Lowdon draws a clear line
Cadillac’s response was firm. Team principal Graeme Lowdon shut the speculation down without hedging, stating plainly that there was no foundation and no truth in any of the rumours at all. It was an unambiguous show of support, the team backing the driver they had chosen rather than letting the questions linger.
That backing counts for the project as much as for Bottas himself. A new team needs continuity and belief, not a revolving door of drivers chased by every rough weekend. By defending Bottas so directly, Lowdon signalled that Cadillac understand the value of patience, and that they see their experienced line-up as part of the foundation rather than a placeholder.
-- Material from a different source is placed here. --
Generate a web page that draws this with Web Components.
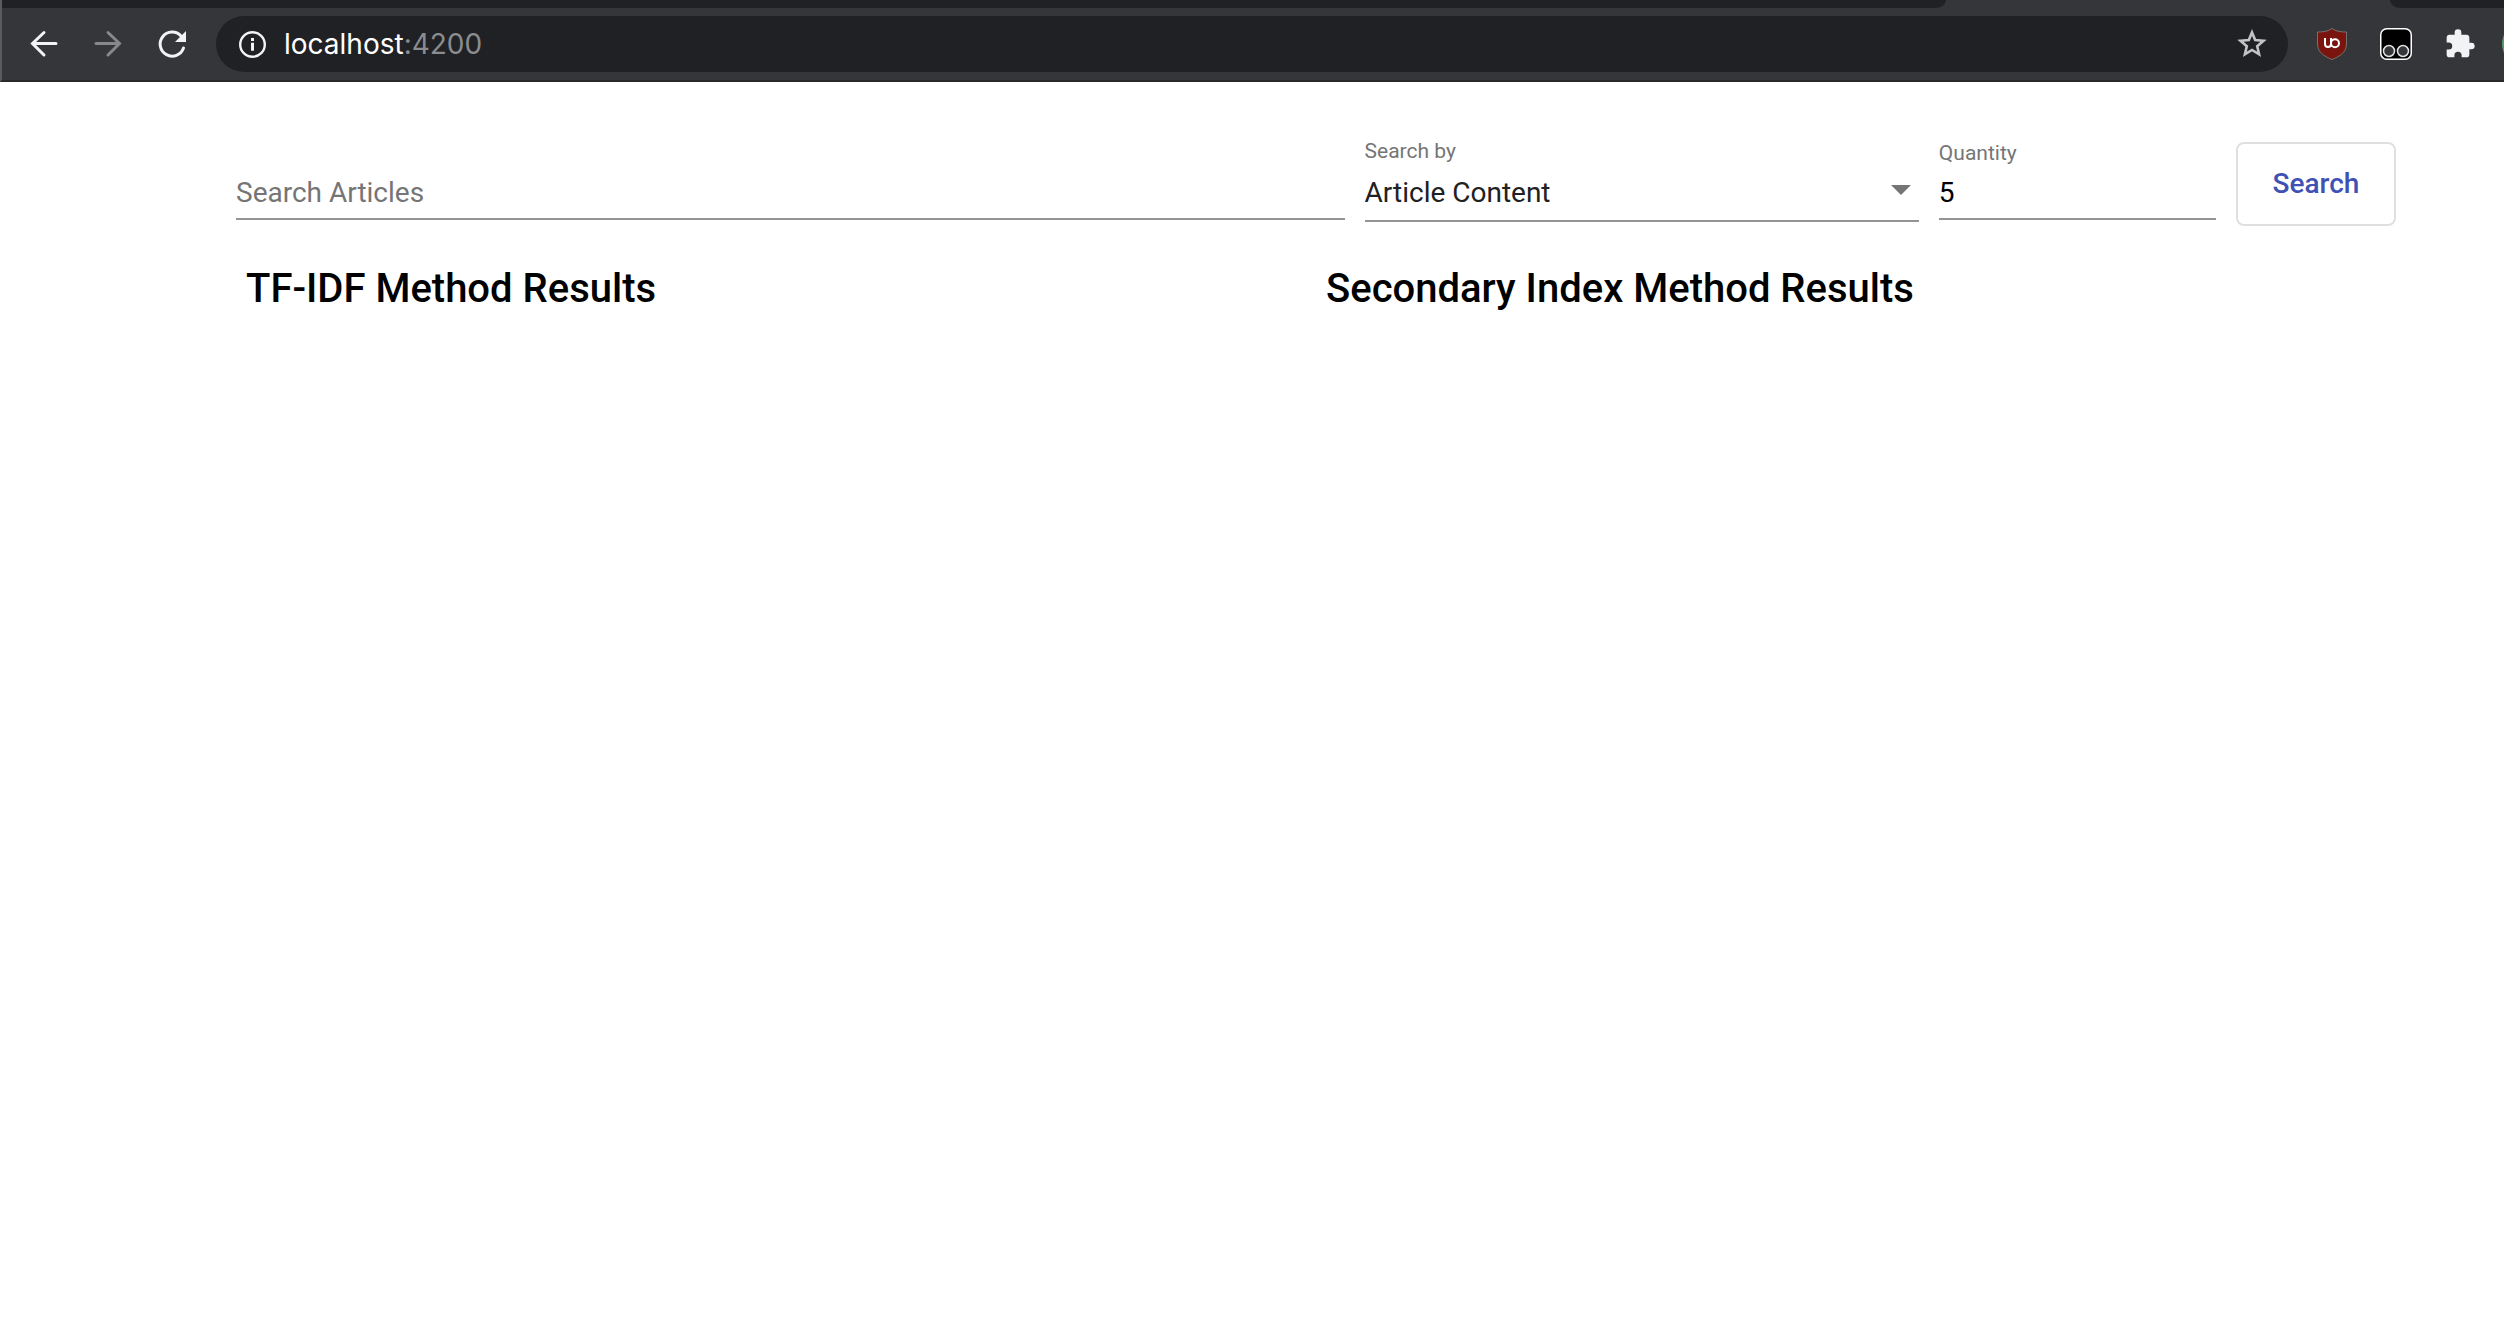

Bottas, for his part, has kept his own outlook expansive. He has talked about the sky being the limit for Cadillac, the language of a driver who sees the difficult early results as the price of building something that can eventually contend at the front. He is not measuring this chapter by the opening rounds alone.
The bigger picture
Bottas’s story this season is a reminder that a Formula 1 career is rarely a straight line. He has gone from front-running contender to reserve to the lead driver of an ambitious newcomer, and through all of it he has kept the same simple desire, to race. The joy in his voice when he talked about feeling like a rookie again was not performance. It was relief.
The road ahead will not be smooth. Cadillac have a mountain to climb, and Bottas will spend much of this year fighting for positions that mean little on paper while the team learns its trade. But there is purpose in that struggle, and a clear belief from the people around him that he is the right driver to lead the climb.
For a driver who could have faded quietly into the role of reserve and slipped out of the sport, this is a second act worth having. Bottas wanted to feel like a Formula 1 driver again. At Cadillac, even amid the rumours and the rough results, he does.